Direction: Write out each line word for word. Drop pictures.

Source data:
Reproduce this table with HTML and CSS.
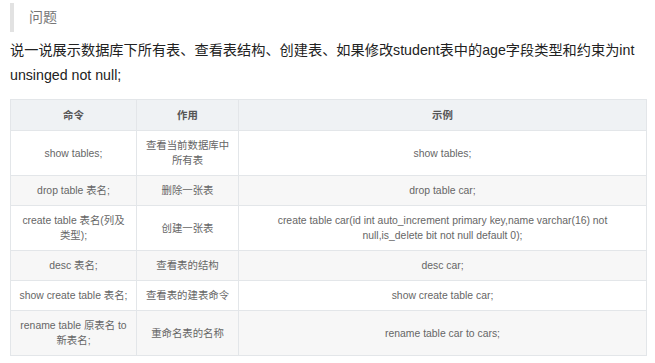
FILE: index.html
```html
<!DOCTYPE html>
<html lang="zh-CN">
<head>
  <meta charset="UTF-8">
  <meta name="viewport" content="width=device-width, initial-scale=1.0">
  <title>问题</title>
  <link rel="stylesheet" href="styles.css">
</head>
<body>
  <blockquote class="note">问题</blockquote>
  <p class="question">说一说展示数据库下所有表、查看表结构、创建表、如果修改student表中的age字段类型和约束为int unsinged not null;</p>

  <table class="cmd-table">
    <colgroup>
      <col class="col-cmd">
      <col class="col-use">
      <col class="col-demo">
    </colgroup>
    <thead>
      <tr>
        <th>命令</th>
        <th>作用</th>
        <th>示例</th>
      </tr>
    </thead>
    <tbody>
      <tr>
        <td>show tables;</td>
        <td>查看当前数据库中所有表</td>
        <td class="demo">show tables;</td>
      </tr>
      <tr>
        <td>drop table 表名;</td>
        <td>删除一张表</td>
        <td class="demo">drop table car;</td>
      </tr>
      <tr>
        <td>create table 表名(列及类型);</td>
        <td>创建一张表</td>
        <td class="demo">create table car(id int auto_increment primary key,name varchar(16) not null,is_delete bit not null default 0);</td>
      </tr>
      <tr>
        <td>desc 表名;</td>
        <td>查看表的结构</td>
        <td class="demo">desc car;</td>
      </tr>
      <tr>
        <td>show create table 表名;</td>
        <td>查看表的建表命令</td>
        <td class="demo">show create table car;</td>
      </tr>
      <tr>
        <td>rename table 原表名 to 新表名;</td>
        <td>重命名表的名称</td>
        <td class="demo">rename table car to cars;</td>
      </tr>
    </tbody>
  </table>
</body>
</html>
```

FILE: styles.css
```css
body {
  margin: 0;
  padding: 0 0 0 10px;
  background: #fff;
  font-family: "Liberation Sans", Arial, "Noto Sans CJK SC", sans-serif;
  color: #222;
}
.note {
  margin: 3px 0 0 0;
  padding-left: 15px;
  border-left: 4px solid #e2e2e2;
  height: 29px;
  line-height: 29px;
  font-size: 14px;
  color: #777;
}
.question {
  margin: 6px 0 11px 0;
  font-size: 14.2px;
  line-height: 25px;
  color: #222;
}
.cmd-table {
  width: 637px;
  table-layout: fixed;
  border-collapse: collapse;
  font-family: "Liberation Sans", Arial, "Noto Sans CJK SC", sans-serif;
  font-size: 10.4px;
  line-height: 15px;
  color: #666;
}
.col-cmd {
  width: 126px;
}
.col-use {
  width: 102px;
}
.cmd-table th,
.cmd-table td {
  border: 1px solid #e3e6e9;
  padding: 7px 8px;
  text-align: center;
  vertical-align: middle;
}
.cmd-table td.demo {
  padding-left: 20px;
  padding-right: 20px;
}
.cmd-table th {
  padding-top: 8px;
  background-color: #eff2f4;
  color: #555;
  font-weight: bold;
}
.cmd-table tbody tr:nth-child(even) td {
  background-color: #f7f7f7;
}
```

Response for this exercise:
Reproduce this table with HTML and CSS.
FILE: index.html
```html
<!DOCTYPE html>
<html lang="zh-CN">
<head>
  <meta charset="UTF-8">
  <meta name="viewport" content="width=device-width, initial-scale=1.0">
  <title>问题</title>
  <link rel="stylesheet" href="styles.css">
</head>
<body>
  <blockquote class="note">问题</blockquote>
  <p class="question">说一说展示数据库下所有表、查看表结构、创建表、如果修改student表中的age字段类型和约束为int unsinged not null;</p>

  <table class="cmd-table">
    <colgroup>
      <col class="col-cmd">
      <col class="col-use">
      <col class="col-demo">
    </colgroup>
    <thead>
      <tr>
        <th>命令</th>
        <th>作用</th>
        <th>示例</th>
      </tr>
    </thead>
    <tbody>
      <tr>
        <td>show tables;</td>
        <td>查看当前数据库中所有表</td>
        <td class="demo">show tables;</td>
      </tr>
      <tr>
        <td>drop table 表名;</td>
        <td>删除一张表</td>
        <td class="demo">drop table car;</td>
      </tr>
      <tr>
        <td>create table 表名(列及类型);</td>
        <td>创建一张表</td>
        <td class="demo">create table car(id int auto_increment primary key,name varchar(16) not null,is_delete bit not null default 0);</td>
      </tr>
      <tr>
        <td>desc 表名;</td>
        <td>查看表的结构</td>
        <td class="demo">desc car;</td>
      </tr>
      <tr>
        <td>show create table 表名;</td>
        <td>查看表的建表命令</td>
        <td class="demo">show create table car;</td>
      </tr>
      <tr>
        <td>rename table 原表名 to 新表名;</td>
        <td>重命名表的名称</td>
        <td class="demo">rename table car to cars;</td>
      </tr>
    </tbody>
  </table>
</body>
</html>
```

FILE: styles.css
```css
body {
  margin: 0;
  padding: 0 0 0 10px;
  background: #fff;
  font-family: "Liberation Sans", Arial, "Noto Sans CJK SC", sans-serif;
  color: #222;
}
.note {
  margin: 3px 0 0 0;
  padding-left: 15px;
  border-left: 4px solid #e2e2e2;
  height: 29px;
  line-height: 29px;
  font-size: 14px;
  color: #777;
}
.question {
  margin: 6px 0 11px 0;
  font-size: 14.2px;
  line-height: 25px;
  color: #222;
}
.cmd-table {
  width: 637px;
  table-layout: fixed;
  border-collapse: collapse;
  font-family: "Liberation Sans", Arial, "Noto Sans CJK SC", sans-serif;
  font-size: 10.4px;
  line-height: 15px;
  color: #666;
}
.col-cmd {
  width: 126px;
}
.col-use {
  width: 102px;
}
.cmd-table th,
.cmd-table td {
  border: 1px solid #e3e6e9;
  padding: 7px 8px;
  text-align: center;
  vertical-align: middle;
}
.cmd-table td.demo {
  padding-left: 20px;
  padding-right: 20px;
}
.cmd-table th {
  padding-top: 8px;
  background-color: #eff2f4;
  color: #555;
  font-weight: bold;
}
.cmd-table tbody tr:nth-child(even) td {
  background-color: #f7f7f7;
}
```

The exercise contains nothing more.